Take stock of cups and glassware:
We all have our go-to coffee cups and glasses, so remove mugs and glassware that are rarely used and put them in the donation bin.
Look inside kitchen drawers:
Look at how your silverware is stored. There are many options for silverware trays that keep the knives, forks and spoons in their proper places. Free up space by moving random items that made their way into a drawer to a basket that can be stored elsewhere.
Consider placing utensils near the stove in decorative countertop containers such as vintage vessels and vases. You can find these online, or at flea markets and antique stores when they reopen. Moving utensils to where they are handy will also declutter drawers.
Peek inside your pantry:
If you want to close the door after opening it, then it might be time to organize your pantry. Grouping like products together, such as all the canned soups in one spot, is an effective way to get started. Wicker or metal baskets help keep the stray items in one place. For oversize items, look for an empty cabinet that you only need to access a few times a year.
Check out the mudroom:
If you're lucky enough to have a mudroom, and especially one with doors or cubbies, take stock of how things are grouped. It might be time to store those winter gloves, hats, coats and boots to make way for summer gear. Athletic equipment can get out of hand, too, so look for ways to stack and store those items in bins by category.
Don't forget pets:
Pet supplies, including food and toys, can also get unmanageable. If you have a designated place to store these items, review what you have and see if you can consolidate items to make more room. If you have some food that your pet has never liked but you don't want to throw away, think about donating the food to your local vet or animal rescue when it's safe to do so. Put those items in the donation box.
Move to the bedrooms:
Bedroom closets can be daunting. Think about rotating winter clothes into storage or to a separate part of the closet to make way for summer clothing. It will feel good to know that warmer weather is on the way. Also, purge what you don't wear or haven't worn in years and create a giveaway pile.

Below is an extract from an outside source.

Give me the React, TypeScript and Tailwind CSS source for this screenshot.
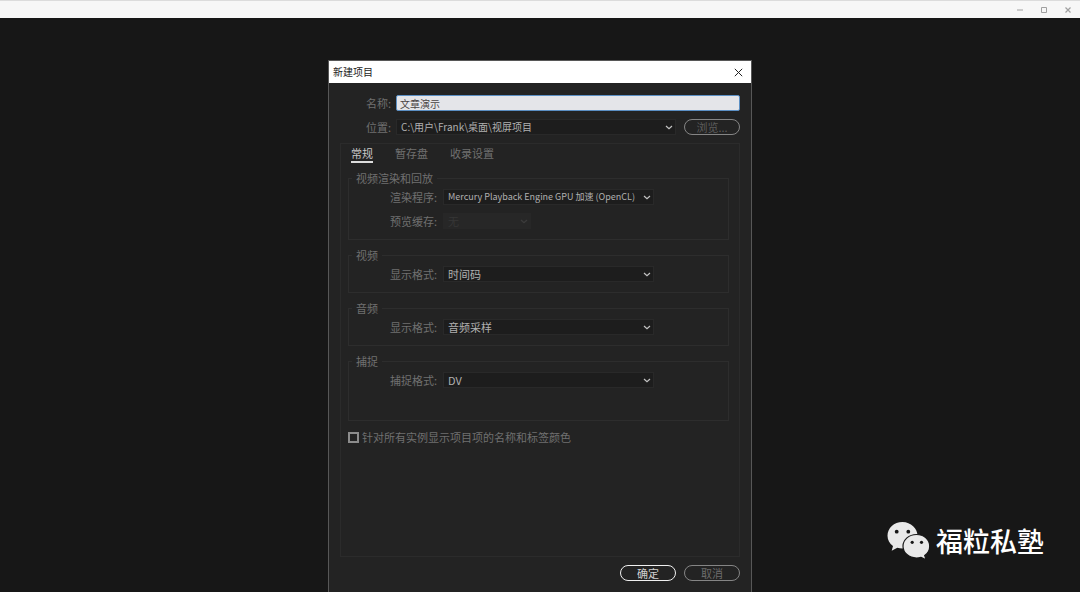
import { useState } from "react";
import type { ReactNode } from "react";
import clsx from "clsx";

const tabs = ["常规", "暂存盘", "收录设置"];

const Chevron = ({ className }: { className?: string }) => (
  <svg viewBox="0 0 8 5" className={clsx("pointer-events-none absolute w-2 h-[5px]", className)} fill="none" stroke="currentColor">
    <path d="M1 1l3 2.7L7 1" strokeWidth="1.2" />
  </svg>
);

type SelectProps = {
  id: string;
  value: string;
  className?: string;
  disabled?: boolean;
};

const Select = ({ id, value, className, disabled }: SelectProps) => (
  <div className={clsx("relative flex items-center", className)}>
    <select
      id={id}
      disabled={disabled}
      className={clsx(
        "appearance-none w-full h-4 pl-1 pr-4 leading-[14px] border outline-none",
        disabled ? "bg-[#272727] border-[#272727] text-[#363636]" : "bg-[#1d1d1d] border-[#292929] text-[#b0b0b0]",
      )}
    >
      <option>{value}</option>
    </select>
    <Chevron className={clsx("right-[3px]", disabled ? "text-[#3c3c3c]" : "text-[#c4c4c4]")} />
  </div>
);

const Group = ({ title, className, children }: { title: string; className?: string; children: ReactNode }) => (
  <fieldset className={clsx("border border-[#2d2d2d] pt-1", className)}>
    <legend className="ml-[3px] px-1 h-[14px] leading-[14px]">{title}</legend>
    <div className="flex flex-col gap-2">{children}</div>
  </fieldset>
);

const Field = ({ label, ...select }: { label: string } & SelectProps) => (
  <div className="flex items-center gap-1.5">
    <label htmlFor={select.id} className="w-[88px] text-right">{label}</label>
    <Select {...select} />
  </div>
);

const WindowBar = () => (
  <header className="flex items-center justify-end gap-4 h-[18px] pr-2 bg-[#f7f7f7] border-t border-[#dcdcdc] text-[#a0a0a0]">
    <button aria-label="最小化" className="w-2 h-2">
      <svg viewBox="0 0 8 8" stroke="currentColor"><path d="M1 4h6" /></svg>
    </button>
    <button aria-label="最大化" className="w-2 h-2">
      <svg viewBox="0 0 8 8" fill="none" stroke="currentColor"><path d="M1.5 1.5h5v5h-5z" /></svg>
    </button>
    <button aria-label="关闭" className="w-2 h-2">
      <svg viewBox="0 0 8 8" stroke="currentColor"><path d="M1.5 1.5l5 5M6.5 1.5l-5 5" strokeWidth="1.2" /></svg>
    </button>
  </header>
);

const Watermark = () => (
  <div className="absolute right-9 bottom-8 flex items-center gap-1.5 text-white">
    <svg viewBox="0 0 43 38" className="w-[43px] h-[38px]">
      <path
        fill="#e9e9e9"
        d="M15.500 0C7 0 .5 6.200.5 13.800c0 4.200 2.100 7.800 5.500 10.300L4.700 28.700l5.600-2.900c1.600.5 3.400.8 5.200.8 8.400 0 15-5.900 15-13S23.900 0 15.500 0z"
      />
      <path
        fill="#e9e9e9"
        stroke="#171717"
        strokeWidth="1.2"
        d="M29.500 12.500c-7.500 0-13.500 5.200-13.500 11.700s6 11.800 13.500 11.800c1.600 0 3.200-.2 4.600-.7l5 2.500-1.400-4.200c3.200-2.100 5-5.500 5-9.300C42.700 17.700 37 12.500 29.500 12.500z"
      />
      <g fill="#171717">
        <circle cx="9.700" cy="9.700" r="1.900" />
        <circle cx="21.300" cy="9.700" r="1.900" />
        <circle cx="25.200" cy="20.300" r="1.600" />
        <circle cx="34.500" cy="20.300" r="1.600" />
      </g>
    </svg>
    <span className="text-[27px] leading-9 font-medium">福粒私塾</span>
  </div>
);

export default function App() {
  const [active, setActive] = useState(tabs[0]);
  const [name, setName] = useState("文章演示");

  return (
    <div className="relative flex flex-col min-h-screen bg-[#171717] text-[11px] leading-4 text-[#707070] font-['Noto_Sans_CJK_SC',sans-serif]">
      <WindowBar />

      <main className="flex flex-1 justify-center pt-[42px] px-4">
        <div role="dialog" aria-labelledby="dialog-title" className="flex flex-col w-full max-w-[424px] bg-[#232323] border border-b-0 border-[#575757]">
          <div className="flex items-center justify-between h-[22px] pl-1 pr-2 bg-white text-[#222]">
            <h1 id="dialog-title" className="text-[10px]">新建项目</h1>
            <button aria-label="关闭" className="w-[9px] h-[9px]">
              <svg viewBox="0 0 9 9" stroke="currentColor"><path d="M.8.8l7.400 7.400M8.200.8L.8 8.200" /></svg>
            </button>
          </div>

          <div className="flex flex-col flex-1 gap-2 px-[11px] pt-3 pb-[11px]">
            <div className="flex items-center gap-[5px]">
              <label htmlFor="name" className="w-[51px] text-right">名称:</label>
              <input
                id="name"
                value={name}
                onChange={(e) => setName(e.target.value)}
                className="flex-1 h-4 px-[3px] text-[10px] leading-[14px] bg-[#e4e5e9] border border-[#5b8fc4] rounded-[2px] text-[#4a4444] outline-none"
              />
            </div>

            <div className="flex items-center gap-[5px]">
              <label htmlFor="location" className="w-[51px] text-right">位置:</label>
              <Select id="location" value="C:\用户\Frank\桌面\视屏项目" className="flex-1 text-[10px]" />
              <button className="ml-[3px] w-14 h-4 leading-3 border border-[#858585] rounded-full text-[#5c5c5c]">浏览...</button>
            </div>

            <section className="flex flex-col flex-1 px-[7px] pt-0.5 border border-[#2b2b2b]">
              <div role="tablist" className="flex gap-[22px] pl-[3px]">
                {tabs.map((tab) => (
                  <button
                    key={tab}
                    role="tab"
                    aria-selected={tab === active}
                    onClick={() => setActive(tab)}
                    className={clsx("leading-[15px] border-b-2", tab === active ? "text-[#c8c8c8] border-[#dcdcdc]" : "border-transparent")}
                  >
                    {tab}
                  </button>
                ))}
              </div>

              <div className="flex flex-col gap-2 mt-2 pr-[3px]">
                <Group title="视频渲染和回放" className="pb-2.5">
                  <Field id="renderer" label="渲染程序:" value="Mercury Playback Engine GPU 加速 (OpenCL)" className="w-[211px] text-[9px]" />
                  <Field id="preview-cache" label="预览缓存:" value="无" className="w-[88px]" disabled />
                </Group>
                <Group title="视频" className="pb-2.5">
                  <Field id="video-format" label="显示格式:" value="时间码" className="w-[211px]" />
                </Group>
                <Group title="音频" className="pb-2.5">
                  <Field id="audio-format" label="显示格式:" value="音频采样" className="w-[211px]" />
                </Group>
                <Group title="捕捉" className="pb-8">
                  <Field id="capture-format" label="捕捉格式:" value="DV" className="w-[211px]" />
                </Group>
              </div>

              <label className="flex items-center gap-[3px] mt-2">
                <input type="checkbox" className="appearance-none w-[11px] h-[11px] border-2 border-[#8c8c8c] checked:bg-[#a8a8a8]" />
                针对所有实例显示项目项的名称和标签颜色
              </label>
            </section>

            <div className="flex justify-end gap-2">
              <button className="w-14 h-4 leading-3 border border-[#f0f0f0] rounded-full text-[#d0d0d0]">确定</button>
              <button className="w-14 h-4 leading-3 border border-[#858585] rounded-full text-[#6c6c6c]">取消</button>
            </div>
          </div>
        </div>
      </main>

      <Watermark />
    </div>
  );
}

There are plenty of options for shoe storage to keep closet floors clear and shoes easy to find. Shoes can also be stored in mudrooms and entry closets. Look at stackable shoe storage options online to optimize the space.
Involve the whole family:
Children grow so fast. Think about other families who might be able to use the clothes your children have outgrown or save the items for the right time to donate to a charity. Have the kids be part of the cleanup and see if they remember wearing certain clothes and whom they might want to give them to.
Tidy up toys:
Try to contain the toys to one room and have the entire family help with straightening up. Consider tidying up a couple times throughout the day before everyone gets tired. Get into a routine, if possible.
Manage bathroom storage:
Make sure vanity drawers and cabinets are organized by similar items to save time in the morning. Wall storage is a great way to access items easily and to keep products hidden behind doors. Minimize what is displayed on the counter. The bathroom should be a sanctuary that is calming, not stressful.
Think of a favourite charity:
During this difficult time, routine is important. Give everyone a chore that they own. It helps to map out a plan for each day. Start with little things at first to feel productive. Have family members decide on a charity to which they want to donate certain items. When it's safe to go out and drop off your donation boxes, there will be a true sense of accomplishment.